Maths must come in handy at this point in your career…

Now, God yes. But then as a result of that, I was at college in the late eighties when dance started to happen. I got involved in college entertainment, and I became the entertainments officer in my union.

I was very lucky to do that full-time for a year, booking gigs. I stopped putting on gigs from bands and putting on all-nighter raves. I was putting on DJs and trying to explain to people why we didn’t require a bar…

How did you explain that…?

I said people were just so into the music. That’s why we were selling so many bottles of water and fizzy pop…

I inexorably got drawn into the record business after that. I was always fascinated by the record business as opposed to the live side of things.
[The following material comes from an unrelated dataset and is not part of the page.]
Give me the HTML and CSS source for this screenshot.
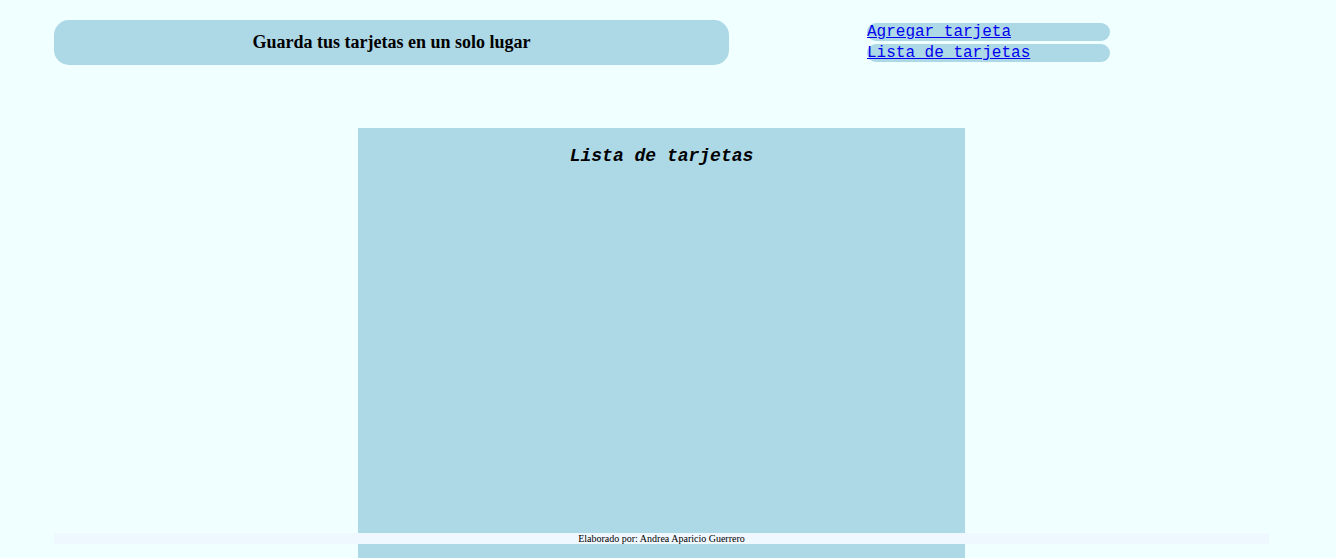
FILE: index.html
```html
<!DOCTYPE html>
<html lang="es">
<head>
<meta charset="utf-8">
<title>Tarjetas</title>
<link rel="stylesheet" href="styles.css">
</head>
<body>
<div class="page">
  <div class="top">
    <header class="banner"><h1 class="banner-title">Guarda tus tarjetas en un solo lugar</h1></header>
    <nav class="nav">
      <a class="nav-link" href="#">Agregar tarjeta</a>
      <a class="nav-link" href="#">Lista de tarjetas</a>
    </nav>
  </div>
  <main class="panel">
    <h2 class="panel-title">Lista de tarjetas</h2>
  </main>
</div>
<footer class="footer">Elaborado por: Andrea Aparicio Guerrero</footer>
</body>
</html>
```
FILE: styles.css
```css
html, body {
  margin: 0;
  padding: 0;
  background: #f0ffff;
  font-family: "Liberation Serif", "Times New Roman", serif;
  overflow: hidden;
  height: 558px;
}
.page {
  padding: 20px 0 0 54px;
}
.top {
  display: flex;
  align-items: flex-start;
}
.banner {
  width: 675px;
  height: 45px;
  background: #add8e6;
  border-radius: 15px;
  display: flex;
  align-items: center;
  justify-content: center;
}
.banner-title {
  margin: 0;
  font-size: 18px;
  font-weight: bold;
}
.nav {
  margin-left: 138px;
  margin-top: 3px;
  width: 243px;
  display: flex;
  flex-direction: column;
  gap: 3px;
}
.nav-link {
  display: block;
  height: 18px;
  line-height: 18px;
  background: #add8e6;
  border-radius: 9px;
  color: #0000ee;
  font-family: "Liberation Mono", "Courier New", monospace;
  font-size: 16px;
  text-decoration: underline;
}
.panel {
  margin: 63px 0 0 304px;
  width: 607px;
  height: 413px;
  background: #add8e6;
  padding-top: 17px;
}
.panel-title {
  margin: 0;
  text-align: center;
  font-family: "Liberation Mono", "Courier New", monospace;
  font-style: italic;
  font-weight: bold;
  font-size: 18px;
  line-height: 22px;
}
.footer {
  position: fixed;
  left: 54px;
  bottom: 14px;
  width: 1215px;
  height: 11px;
  background: #f0f8ff;
  font-size: 10px;
  line-height: 11px;
  text-align: center;
  color: #000;
}
```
“I was putting on all-nighter raves and having to explain why we were selling so many bottles of water and fizzy pop…”

I found a job in a little record promotions company, which eventually led to me getting a job in Warner Music. I spent a few years there, and then I joined Ministry about 16 years ago to run their compilations business.

Gradually everybody else left, nature abhors a vacuum and I got sucked up to the top. That’s the story!

What are your memories of working for a major label?

It was a good experience. It was a different time, the nineties. It was a lot more buoyant, there was a lot more money flowing around. I never saw any of it, unfortunately. I learned how every aspect of it worked.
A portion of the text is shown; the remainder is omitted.